- _Data excerpts_:
=-=-=
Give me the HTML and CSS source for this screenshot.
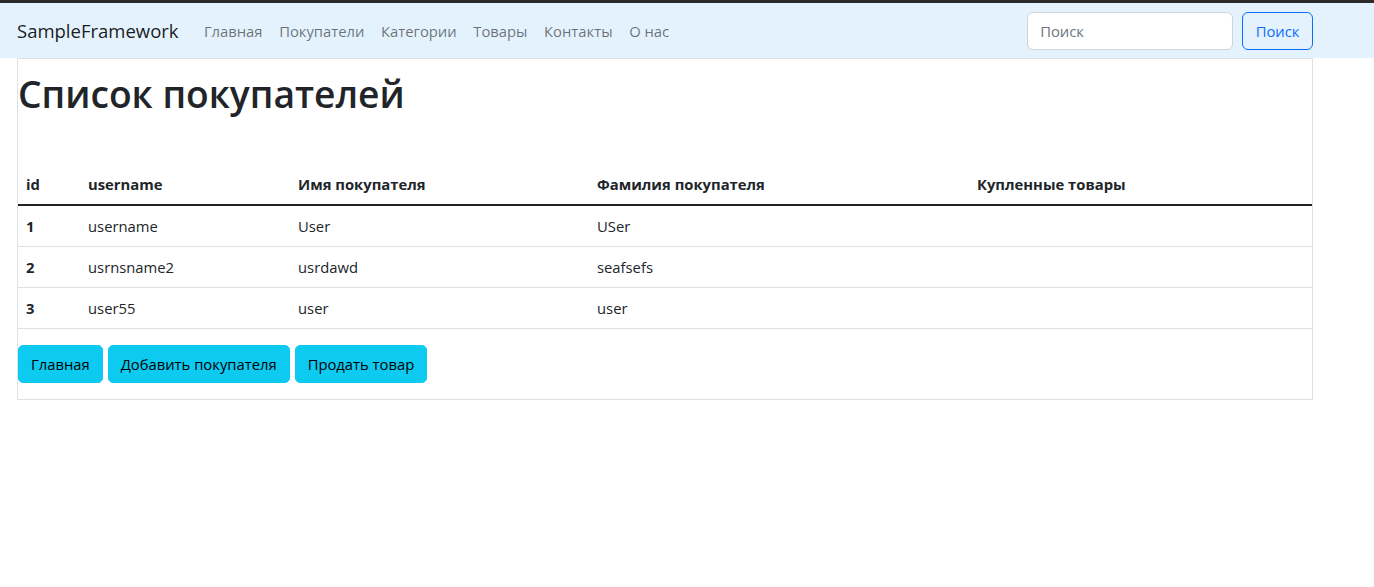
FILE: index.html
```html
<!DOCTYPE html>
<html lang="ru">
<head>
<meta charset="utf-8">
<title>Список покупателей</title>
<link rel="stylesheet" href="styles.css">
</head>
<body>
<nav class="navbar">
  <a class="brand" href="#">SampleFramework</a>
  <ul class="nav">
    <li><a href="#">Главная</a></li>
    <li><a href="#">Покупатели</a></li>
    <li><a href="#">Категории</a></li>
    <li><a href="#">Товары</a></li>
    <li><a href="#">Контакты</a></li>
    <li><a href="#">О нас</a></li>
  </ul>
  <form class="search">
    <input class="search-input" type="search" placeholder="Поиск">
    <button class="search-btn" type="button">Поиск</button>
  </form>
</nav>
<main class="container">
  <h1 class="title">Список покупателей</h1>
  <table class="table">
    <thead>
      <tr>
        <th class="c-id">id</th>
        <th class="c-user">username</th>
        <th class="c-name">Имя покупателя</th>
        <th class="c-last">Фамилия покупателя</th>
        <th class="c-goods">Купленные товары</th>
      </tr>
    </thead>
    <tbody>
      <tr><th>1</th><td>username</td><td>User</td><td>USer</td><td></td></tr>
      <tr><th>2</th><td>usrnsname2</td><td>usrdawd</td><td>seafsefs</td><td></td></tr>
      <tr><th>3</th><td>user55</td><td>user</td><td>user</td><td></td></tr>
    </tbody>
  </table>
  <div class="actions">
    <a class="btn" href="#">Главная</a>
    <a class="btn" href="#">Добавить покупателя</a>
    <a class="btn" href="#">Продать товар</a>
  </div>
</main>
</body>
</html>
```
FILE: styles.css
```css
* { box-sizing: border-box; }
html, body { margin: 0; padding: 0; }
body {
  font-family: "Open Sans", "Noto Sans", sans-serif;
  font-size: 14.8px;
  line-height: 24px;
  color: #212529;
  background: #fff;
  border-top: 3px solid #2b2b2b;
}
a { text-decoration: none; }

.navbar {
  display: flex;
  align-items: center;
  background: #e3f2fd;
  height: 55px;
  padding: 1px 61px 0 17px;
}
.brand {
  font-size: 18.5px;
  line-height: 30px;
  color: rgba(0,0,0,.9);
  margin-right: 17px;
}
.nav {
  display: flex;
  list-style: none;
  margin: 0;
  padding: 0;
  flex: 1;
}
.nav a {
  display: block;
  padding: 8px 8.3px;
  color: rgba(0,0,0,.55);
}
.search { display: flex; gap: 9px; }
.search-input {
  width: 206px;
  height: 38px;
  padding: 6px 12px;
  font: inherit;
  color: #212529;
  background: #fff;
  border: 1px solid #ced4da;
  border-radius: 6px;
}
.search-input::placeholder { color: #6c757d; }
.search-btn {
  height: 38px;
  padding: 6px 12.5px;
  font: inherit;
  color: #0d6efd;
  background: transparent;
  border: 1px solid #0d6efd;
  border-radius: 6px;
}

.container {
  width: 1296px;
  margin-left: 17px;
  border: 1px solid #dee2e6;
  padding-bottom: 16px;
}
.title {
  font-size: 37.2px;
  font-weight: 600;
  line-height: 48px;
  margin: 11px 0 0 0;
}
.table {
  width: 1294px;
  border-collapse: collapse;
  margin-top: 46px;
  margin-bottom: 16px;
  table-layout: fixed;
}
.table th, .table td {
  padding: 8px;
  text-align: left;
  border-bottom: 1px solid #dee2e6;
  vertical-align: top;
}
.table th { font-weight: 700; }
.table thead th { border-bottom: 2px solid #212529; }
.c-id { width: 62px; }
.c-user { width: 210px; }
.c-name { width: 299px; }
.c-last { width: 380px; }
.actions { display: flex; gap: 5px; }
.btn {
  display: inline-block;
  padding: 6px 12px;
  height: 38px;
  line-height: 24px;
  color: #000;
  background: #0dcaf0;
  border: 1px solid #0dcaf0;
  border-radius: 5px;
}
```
=-=-=
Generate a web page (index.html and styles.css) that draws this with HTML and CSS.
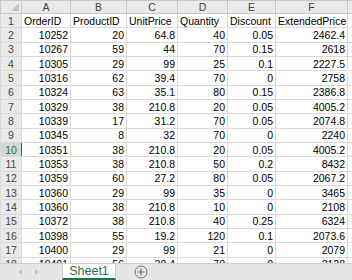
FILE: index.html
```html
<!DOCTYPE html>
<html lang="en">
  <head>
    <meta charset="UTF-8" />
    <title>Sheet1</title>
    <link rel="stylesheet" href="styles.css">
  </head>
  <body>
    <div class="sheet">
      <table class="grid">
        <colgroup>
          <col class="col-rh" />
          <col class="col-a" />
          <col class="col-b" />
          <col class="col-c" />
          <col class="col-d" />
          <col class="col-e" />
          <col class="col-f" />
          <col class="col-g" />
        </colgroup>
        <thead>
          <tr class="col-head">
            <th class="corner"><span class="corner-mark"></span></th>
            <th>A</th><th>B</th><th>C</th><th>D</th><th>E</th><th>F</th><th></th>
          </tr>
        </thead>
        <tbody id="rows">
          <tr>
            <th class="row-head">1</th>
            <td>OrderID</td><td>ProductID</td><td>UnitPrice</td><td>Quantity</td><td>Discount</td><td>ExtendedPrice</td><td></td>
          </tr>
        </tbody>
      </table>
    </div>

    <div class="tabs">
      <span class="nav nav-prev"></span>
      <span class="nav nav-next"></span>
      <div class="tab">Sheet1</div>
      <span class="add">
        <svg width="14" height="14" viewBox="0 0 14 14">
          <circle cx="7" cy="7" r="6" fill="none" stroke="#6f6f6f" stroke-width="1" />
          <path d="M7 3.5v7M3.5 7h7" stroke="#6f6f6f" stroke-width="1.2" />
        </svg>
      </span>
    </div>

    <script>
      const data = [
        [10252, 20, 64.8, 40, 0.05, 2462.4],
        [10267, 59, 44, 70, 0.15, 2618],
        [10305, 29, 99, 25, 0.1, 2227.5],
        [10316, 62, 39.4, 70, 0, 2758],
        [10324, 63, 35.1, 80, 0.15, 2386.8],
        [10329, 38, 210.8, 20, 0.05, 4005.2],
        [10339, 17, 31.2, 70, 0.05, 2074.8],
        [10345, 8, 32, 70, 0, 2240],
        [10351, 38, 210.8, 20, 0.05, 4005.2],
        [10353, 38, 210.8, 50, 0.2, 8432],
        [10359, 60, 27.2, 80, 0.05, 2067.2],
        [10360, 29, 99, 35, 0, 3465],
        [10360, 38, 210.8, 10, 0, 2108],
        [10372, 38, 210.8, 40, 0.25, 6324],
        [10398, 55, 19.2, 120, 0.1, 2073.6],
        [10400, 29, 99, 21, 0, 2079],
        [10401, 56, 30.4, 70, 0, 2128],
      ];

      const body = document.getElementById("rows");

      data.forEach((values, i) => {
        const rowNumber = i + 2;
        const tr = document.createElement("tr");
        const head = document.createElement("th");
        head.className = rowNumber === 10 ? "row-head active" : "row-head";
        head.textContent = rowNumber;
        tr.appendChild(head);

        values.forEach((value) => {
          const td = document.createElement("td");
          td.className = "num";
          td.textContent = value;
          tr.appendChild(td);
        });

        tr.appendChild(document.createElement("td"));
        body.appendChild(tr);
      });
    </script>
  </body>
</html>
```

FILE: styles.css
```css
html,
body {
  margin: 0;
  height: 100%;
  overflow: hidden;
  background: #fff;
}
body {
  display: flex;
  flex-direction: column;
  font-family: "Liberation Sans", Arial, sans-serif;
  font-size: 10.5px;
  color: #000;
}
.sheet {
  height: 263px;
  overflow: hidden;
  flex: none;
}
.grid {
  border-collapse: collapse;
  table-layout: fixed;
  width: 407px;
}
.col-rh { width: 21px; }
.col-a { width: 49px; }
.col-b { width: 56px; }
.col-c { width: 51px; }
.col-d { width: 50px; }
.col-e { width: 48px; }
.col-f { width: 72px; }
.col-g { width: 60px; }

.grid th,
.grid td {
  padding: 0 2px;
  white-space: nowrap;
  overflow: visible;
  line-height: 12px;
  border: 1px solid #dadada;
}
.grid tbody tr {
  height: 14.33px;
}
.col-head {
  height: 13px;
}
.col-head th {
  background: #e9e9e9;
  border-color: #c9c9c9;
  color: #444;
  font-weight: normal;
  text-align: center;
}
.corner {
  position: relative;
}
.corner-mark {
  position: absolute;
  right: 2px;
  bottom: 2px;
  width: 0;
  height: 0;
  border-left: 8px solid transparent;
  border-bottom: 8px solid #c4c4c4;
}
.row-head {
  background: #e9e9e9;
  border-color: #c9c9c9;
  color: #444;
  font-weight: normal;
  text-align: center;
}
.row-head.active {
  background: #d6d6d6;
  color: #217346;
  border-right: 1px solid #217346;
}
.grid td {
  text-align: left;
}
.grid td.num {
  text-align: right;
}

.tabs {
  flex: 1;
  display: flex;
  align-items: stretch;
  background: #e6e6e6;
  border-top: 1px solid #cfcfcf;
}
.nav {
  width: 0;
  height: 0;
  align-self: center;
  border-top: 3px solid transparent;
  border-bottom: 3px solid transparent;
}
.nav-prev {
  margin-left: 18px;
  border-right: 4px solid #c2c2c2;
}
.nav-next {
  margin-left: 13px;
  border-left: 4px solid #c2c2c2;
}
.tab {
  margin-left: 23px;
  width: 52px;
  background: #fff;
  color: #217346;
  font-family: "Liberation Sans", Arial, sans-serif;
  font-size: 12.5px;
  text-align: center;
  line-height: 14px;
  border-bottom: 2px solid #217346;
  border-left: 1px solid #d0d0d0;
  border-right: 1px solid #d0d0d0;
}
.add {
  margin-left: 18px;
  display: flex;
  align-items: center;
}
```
=-=-=
- _Task prompt_: Check each line of the entries for the string "styles". Copy the lines that have it.

- _Full response_:
<link rel="stylesheet" href="styles.css">
FILE: styles.css
Generate a web page (index.html and styles.css) that draws this with HTML and CSS.
    <link rel="stylesheet" href="styles.css">
FILE: styles.css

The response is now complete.